Um sistema de accountability pretende monitorizar determinados resultados e prever consequências quando se atingem, ou não, esses mesmos resultados. Assim, a informação é, regra geral, fundamentalmente quantitativa e os métodos de medição são estandardizados. Esta realidade está relacionada com o Estado-avaliador preocupado, sobremaneira, com a definição de objetivos e a quantificação dos resultados. Neste quadro, a avaliação é um instrumento de controlo das escolas e dos professores e, por vezes, de legitimação das políticas dos decisores. Apesar disto, tal como advoga Afonso (2009), um sistema de accountability não pode limitar-se à recolha e publicitação de informações baseadas em testes, mesmo que estandardizados. A situação torna-se ainda mais discutível se os resultados académicos dos alunos constituírem, também, elemento essencial para a avaliação da escola e dos professores. Esta é a tendência que se tem acentuado em diferentes sistemas educativos.

No âmbito desta tendência têm surgido alguns estudos, como os da organização FairTest, que se debruçou sobre a situação americana durante a reforma educativa de George W. Bush, conhecida como “No Child Left Behind Act”. Esta reforma baseou a accountability nos resultados de testes estandardizados. De acordo com o estudo, o modelo mostrou insuficiências consideráveis e criou efeitos secundários indesejáveis, tais como a diminuição da equidade na educação.

O Caso Português

Em Portugal existem exames nacionais estandardizados e provas aferidas, mas, tal como salienta Fernandes (2006), a avaliação interna realizada pelos professores tem um peso esmagadoramente superior na progressão e certificação dos alunos. Acresce que os resultados dos referidos instrumentos constituem a base para a organização de rankings das escolas, que, nos últimos anos, são divulgados para a opinião pública, gerando polémicas relacionadas com os seus objetivos, pertinência, efeitos e metodologias.

Entre outros aspetos, os rankings pressionam os professores e a escola e induzem efeitos de mercado e de quase-mercado. Afonso (1997) caracteriza esta situação como um “neoliberalismo educacional mitigado” em que as lógicas de mercado são mais discursivas do que concretas em relação a investimentos na educação escolar não estatal.

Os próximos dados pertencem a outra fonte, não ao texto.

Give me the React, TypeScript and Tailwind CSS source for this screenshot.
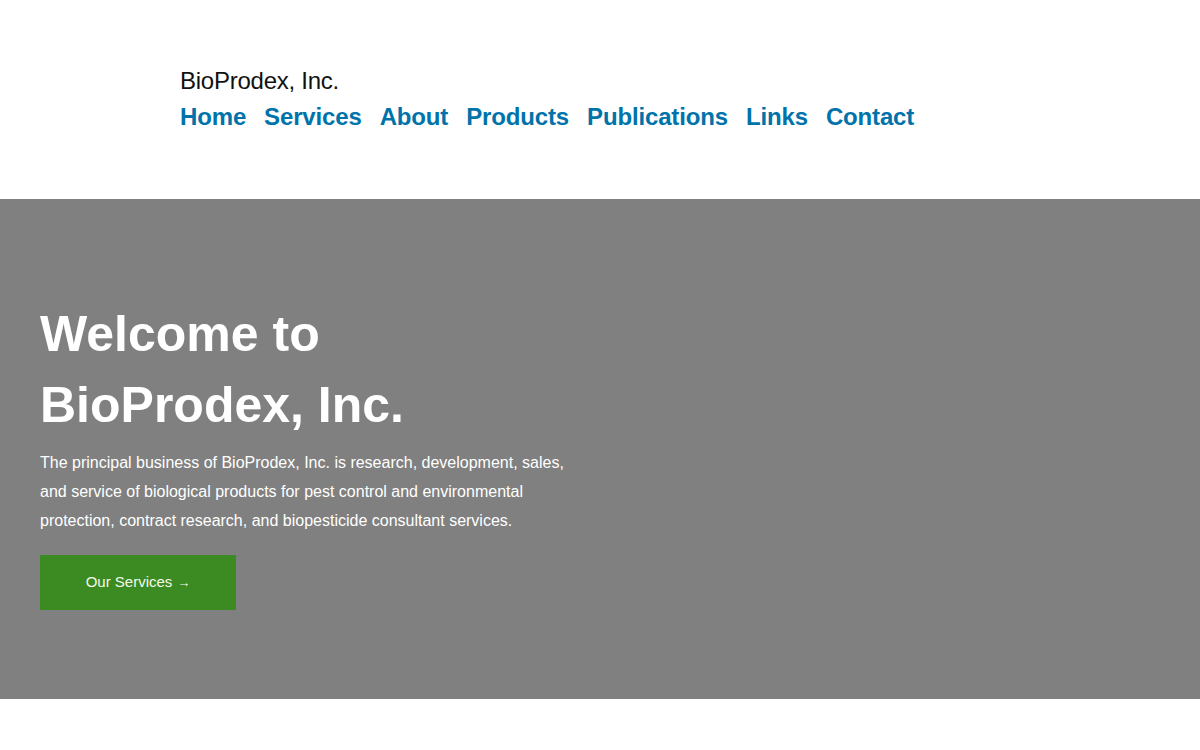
import React from 'react';

const navItems = ['Home', 'Services', 'About', 'Products', 'Publications', 'Links', 'Contact'];

const App = () => {
    return (
        <div className="min-h-[750px] bg-white font-['Liberation_Sans',Arial,sans-serif]">

            <header className="h-[199px] pt-[66px] px-[180px]">
                <p className="text-[24px] leading-[30px] tracking-[-0.25px] text-[#111111]">BioProdex, Inc.</p>
                <nav className="mt-[3px] flex gap-[18px]">
                    {navItems.map((item) => (
                        <a key={item} href="#" className="text-[24px] leading-[36px] font-bold tracking-[-0.15px] text-[#0073aa]">
                            {item}
                        </a>
                    ))}
                </nav>
            </header>

            <section className="h-[500px] bg-[#808080] px-[40px] pt-[100px]">
                <h1 className="text-[50px] leading-[71px] font-bold text-white">
                    Welcome to<br />BioProdex, Inc.
                </h1>
                <p className="mt-[7px] w-[540px] text-[16px] leading-[29px] text-white">
                    The principal business of BioProdex, Inc. is research, development, sales, and service of biological products for pest control and environmental protection, contract research, and biopesticide consultant services.
                </p>
                <a href="#" className="mt-[20px] flex items-center justify-center w-[196px] h-[55px] bg-[#3b8a22] text-[15px] text-[#f4fbe8]">
                    Our Services <span className="ml-[5px] text-[13px]">→</span>
                </a>
            </section>

        </div>
    );
};

export default App;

Em Portugal a accountability poderá ser considerada no âmbito da avaliação das escolas, avaliação do desempenho docente, exames ou provas de aferição com abrangência nacional e da que resulta da publicação dos rankings nacionais de escolas, sendo que nos últimos anos têm sido enfatizadas estas duas últimas formas. Destaque-se, no entanto, que as diversas formas estão desarticuladas, não havendo, portanto, um verdadeiro sistema de accountability em educação.

O referido sistema poderia contribuir para que a sociedade (que se pretende genuinamente democrática) conhecesse o que se passa nas escolas. Saliente-se que um sistema de accountability que se baseie unicamente em testes estandardizados é redutor, tornando-se insuficiente e desadequado, tendo em conta a complexidade inerente ao sistema escolar.

Por outro lado, os resultados dos referidos testes não parecem ser utilizados na definição de políticas que esbatam as desigualdades sociais, escolares e pessoais que, frequentemente, os justificam. Mais do que se ser contra, ou inflexível, deve-se ter uma posição comedida, mas crítica, sobre as avaliações comparadas que, nos últimos tempos, tem legitimado as governações aparentemente obcecadas com os resultados de natureza quantitativa.

Considerações Finais

As provas nacionais, além de poderem contribuir para implementar uma cultura de rigor e exigência, são fundamentais para aferir a qualidade das aprendizagens e o trabalho nas escolas, pelo que seria desejável o aumento do número de disciplinas/anos alvo de avaliação através de provas de caráter nacional.

 No entanto, para que os resultados obtidos possam ser utilizados numa lógica de accountability, será necessária a introdução de outros elementos de avaliação e de outros fatores, de entre os quais se destacam o contexto social e o nível socioeconómico das famílias dos alunos, as habilitações dos seus pais e, idealmente, o ponto de partida dos alunos, em relação aos conhecimentos e capacidades objeto de avaliação.

Por outro lado, a accountability deverá integrar e articular não só os resultados académicos dos alunos mas também a avaliação da escola e do desempenho dos seus docentes. Neste âmbito deverão ser considerados os progressos conseguidos pelas escolas, por exemplo, através dos seus processos de supervisão/autorregulação e da monitorização dos seus planos de melhoria. A superação das fragilidades e maximização das potencialidades de cada escola/agrupamento fará com que se ofereça um melhor serviço educativo.

Bibliografia

Afonso, A. J. (2007) O neoliberalismo educacional mitigado numa década de governação social-democrata. Um contributo sociológico para pensar a reforma educativa em Portugal (1985-1995). Revista Portuguesa de Educação, 10 (2), 103-137.

 Afonso, A. J. (2009). Nem tudo o que conta em educação é mensurável ou comparável. Crítica à accountability baseada em testes estandardizados e rankings escolares. Revista Lusófona da Educação, 13, 13-29.

 Fernandes, D. (2006). Avaliação das Aprendizagens: Desafios às Teorias, Prática e Políticas. Lisboa: Texto Editores.